> **STATED TASK**
Omit any picture, and return the remaining data exactly as written.

> **DATA EXCERPT**
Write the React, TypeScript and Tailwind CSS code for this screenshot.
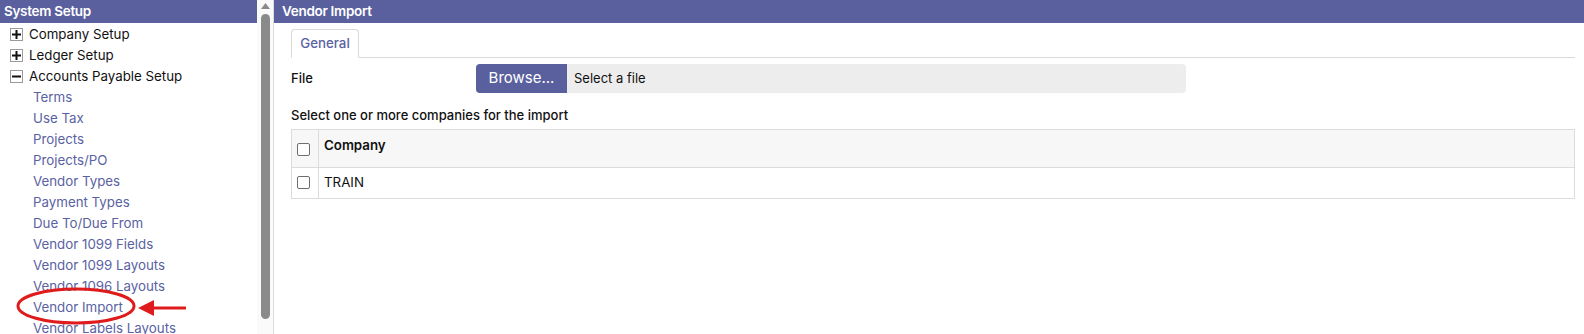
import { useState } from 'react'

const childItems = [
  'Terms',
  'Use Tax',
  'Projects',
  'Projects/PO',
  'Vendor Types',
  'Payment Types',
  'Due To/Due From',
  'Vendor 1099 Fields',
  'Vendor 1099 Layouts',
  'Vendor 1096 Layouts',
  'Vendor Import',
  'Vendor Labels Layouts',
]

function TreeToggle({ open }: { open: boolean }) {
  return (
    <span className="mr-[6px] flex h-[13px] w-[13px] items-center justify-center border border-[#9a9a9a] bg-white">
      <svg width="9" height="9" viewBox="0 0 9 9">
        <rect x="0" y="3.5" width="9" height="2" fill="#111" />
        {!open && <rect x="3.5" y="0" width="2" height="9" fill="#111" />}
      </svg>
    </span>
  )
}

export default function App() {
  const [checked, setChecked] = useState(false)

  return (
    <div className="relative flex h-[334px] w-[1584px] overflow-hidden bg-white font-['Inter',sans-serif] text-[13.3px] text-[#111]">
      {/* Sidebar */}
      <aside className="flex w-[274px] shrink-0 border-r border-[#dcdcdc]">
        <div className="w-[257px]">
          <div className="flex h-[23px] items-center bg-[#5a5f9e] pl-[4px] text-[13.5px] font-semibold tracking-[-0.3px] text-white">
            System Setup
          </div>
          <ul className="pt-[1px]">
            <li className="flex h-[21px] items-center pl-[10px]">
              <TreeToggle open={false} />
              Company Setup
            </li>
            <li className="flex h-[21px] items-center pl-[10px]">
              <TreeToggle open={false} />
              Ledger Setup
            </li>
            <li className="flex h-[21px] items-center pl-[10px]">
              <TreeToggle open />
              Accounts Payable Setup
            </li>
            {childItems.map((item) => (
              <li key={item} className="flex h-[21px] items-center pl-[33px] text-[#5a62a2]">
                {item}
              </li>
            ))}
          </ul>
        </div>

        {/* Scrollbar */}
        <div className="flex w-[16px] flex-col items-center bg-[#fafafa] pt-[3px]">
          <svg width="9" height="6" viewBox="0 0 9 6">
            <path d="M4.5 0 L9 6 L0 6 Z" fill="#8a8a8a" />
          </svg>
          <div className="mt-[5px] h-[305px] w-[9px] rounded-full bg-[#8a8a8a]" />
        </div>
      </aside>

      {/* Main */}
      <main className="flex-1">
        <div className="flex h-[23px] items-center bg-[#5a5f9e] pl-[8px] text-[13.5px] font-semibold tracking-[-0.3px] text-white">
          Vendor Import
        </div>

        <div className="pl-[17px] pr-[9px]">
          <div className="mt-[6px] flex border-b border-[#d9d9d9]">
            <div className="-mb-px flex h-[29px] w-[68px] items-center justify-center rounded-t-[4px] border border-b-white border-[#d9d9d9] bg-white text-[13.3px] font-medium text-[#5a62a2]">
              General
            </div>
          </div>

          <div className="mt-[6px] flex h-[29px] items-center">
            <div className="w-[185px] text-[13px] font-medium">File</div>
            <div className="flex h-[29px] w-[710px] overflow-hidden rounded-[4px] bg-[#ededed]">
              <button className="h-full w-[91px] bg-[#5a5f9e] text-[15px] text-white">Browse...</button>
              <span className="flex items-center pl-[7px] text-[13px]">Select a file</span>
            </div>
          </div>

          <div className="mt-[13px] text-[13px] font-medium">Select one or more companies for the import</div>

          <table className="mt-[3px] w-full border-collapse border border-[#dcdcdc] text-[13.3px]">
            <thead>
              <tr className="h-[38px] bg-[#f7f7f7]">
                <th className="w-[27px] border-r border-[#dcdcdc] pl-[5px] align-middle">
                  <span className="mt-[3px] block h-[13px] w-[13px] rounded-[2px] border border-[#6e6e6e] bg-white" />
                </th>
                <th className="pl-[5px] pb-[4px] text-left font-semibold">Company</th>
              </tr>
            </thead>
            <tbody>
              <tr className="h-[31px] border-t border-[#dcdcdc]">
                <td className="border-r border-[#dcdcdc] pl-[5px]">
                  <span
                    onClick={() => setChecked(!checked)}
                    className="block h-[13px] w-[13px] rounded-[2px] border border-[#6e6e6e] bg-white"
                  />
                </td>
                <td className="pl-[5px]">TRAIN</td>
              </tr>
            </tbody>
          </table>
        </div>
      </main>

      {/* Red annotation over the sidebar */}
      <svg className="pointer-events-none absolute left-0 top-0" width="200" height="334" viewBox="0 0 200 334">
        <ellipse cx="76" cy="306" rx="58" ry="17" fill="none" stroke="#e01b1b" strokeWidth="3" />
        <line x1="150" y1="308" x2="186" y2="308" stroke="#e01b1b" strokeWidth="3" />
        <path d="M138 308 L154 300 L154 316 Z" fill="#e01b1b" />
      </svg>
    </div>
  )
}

> **WRITTEN SOLUTION**
Write the React, TypeScript and Tailwind CSS code for this screenshot.
import { useState } from 'react'

const childItems = [
  'Terms',
  'Use Tax',
  'Projects',
  'Projects/PO',
  'Vendor Types',
  'Payment Types',
  'Due To/Due From',
  'Vendor 1099 Fields',
  'Vendor 1099 Layouts',
  'Vendor 1096 Layouts',
  'Vendor Import',
  'Vendor Labels Layouts',
]

function TreeToggle({ open }: { open: boolean }) {
  return (
    <span className="mr-[6px] flex h-[13px] w-[13px] items-center justify-center border border-[#9a9a9a] bg-white">
      <svg width="9" height="9" viewBox="0 0 9 9">
        <rect x="0" y="3.5" width="9" height="2" fill="#111" />
        {!open && <rect x="3.5" y="0" width="2" height="9" fill="#111" />}
      </svg>
    </span>
  )
}

export default function App() {
  const [checked, setChecked] = useState(false)

  return (
    <div className="relative flex h-[334px] w-[1584px] overflow-hidden bg-white font-['Inter',sans-serif] text-[13.3px] text-[#111]">
      {/* Sidebar */}
      <aside className="flex w-[274px] shrink-0 border-r border-[#dcdcdc]">
        <div className="w-[257px]">
          <div className="flex h-[23px] items-center bg-[#5a5f9e] pl-[4px] text-[13.5px] font-semibold tracking-[-0.3px] text-white">
            System Setup
          </div>
          <ul className="pt-[1px]">
            <li className="flex h-[21px] items-center pl-[10px]">
              <TreeToggle open={false} />
              Company Setup
            </li>
            <li className="flex h-[21px] items-center pl-[10px]">
              <TreeToggle open={false} />
              Ledger Setup
            </li>
            <li className="flex h-[21px] items-center pl-[10px]">
              <TreeToggle open />
              Accounts Payable Setup
            </li>
            {childItems.map((item) => (
              <li key={item} className="flex h-[21px] items-center pl-[33px] text-[#5a62a2]">
                {item}
              </li>
            ))}
          </ul>
        </div>

        {/* Scrollbar */}
        <div className="flex w-[16px] flex-col items-center bg-[#fafafa] pt-[3px]">
          <svg width="9" height="6" viewBox="0 0 9 6">
            <path d="M4.5 0 L9 6 L0 6 Z" fill="#8a8a8a" />
          </svg>
          <div className="mt-[5px] h-[305px] w-[9px] rounded-full bg-[#8a8a8a]" />
        </div>
      </aside>

      {/* Main */}
      <main className="flex-1">
        <div className="flex h-[23px] items-center bg-[#5a5f9e] pl-[8px] text-[13.5px] font-semibold tracking-[-0.3px] text-white">
          Vendor Import
        </div>

        <div className="pl-[17px] pr-[9px]">
          <div className="mt-[6px] flex border-b border-[#d9d9d9]">
            <div className="-mb-px flex h-[29px] w-[68px] items-center justify-center rounded-t-[4px] border border-b-white border-[#d9d9d9] bg-white text-[13.3px] font-medium text-[#5a62a2]">
              General
            </div>
          </div>

          <div className="mt-[6px] flex h-[29px] items-center">
            <div className="w-[185px] text-[13px] font-medium">File</div>
            <div className="flex h-[29px] w-[710px] overflow-hidden rounded-[4px] bg-[#ededed]">
              <button className="h-full w-[91px] bg-[#5a5f9e] text-[15px] text-white">Browse...</button>
              <span className="flex items-center pl-[7px] text-[13px]">Select a file</span>
            </div>
          </div>

          <div className="mt-[13px] text-[13px] font-medium">Select one or more companies for the import</div>

          <table className="mt-[3px] w-full border-collapse border border-[#dcdcdc] text-[13.3px]">
            <thead>
              <tr className="h-[38px] bg-[#f7f7f7]">
                <th className="w-[27px] border-r border-[#dcdcdc] pl-[5px] align-middle">
                  <span className="mt-[3px] block h-[13px] w-[13px] rounded-[2px] border border-[#6e6e6e] bg-white" />
                </th>
                <th className="pl-[5px] pb-[4px] text-left font-semibold">Company</th>
              </tr>
            </thead>
            <tbody>
              <tr className="h-[31px] border-t border-[#dcdcdc]">
                <td className="border-r border-[#dcdcdc] pl-[5px]">
                  <span
                    onClick={() => setChecked(!checked)}
                    className="block h-[13px] w-[13px] rounded-[2px] border border-[#6e6e6e] bg-white"
                  />
                </td>
                <td className="pl-[5px]">TRAIN</td>
              </tr>
            </tbody>
          </table>
        </div>
      </main>

      {/* Red annotation over the sidebar */}
      <svg className="pointer-events-none absolute left-0 top-0" width="200" height="334" viewBox="0 0 200 334">
        <ellipse cx="76" cy="306" rx="58" ry="17" fill="none" stroke="#e01b1b" strokeWidth="3" />
        <line x1="150" y1="308" x2="186" y2="308" stroke="#e01b1b" strokeWidth="3" />
        <path d="M138 308 L154 300 L154 316 Z" fill="#e01b1b" />
      </svg>
    </div>
  )
}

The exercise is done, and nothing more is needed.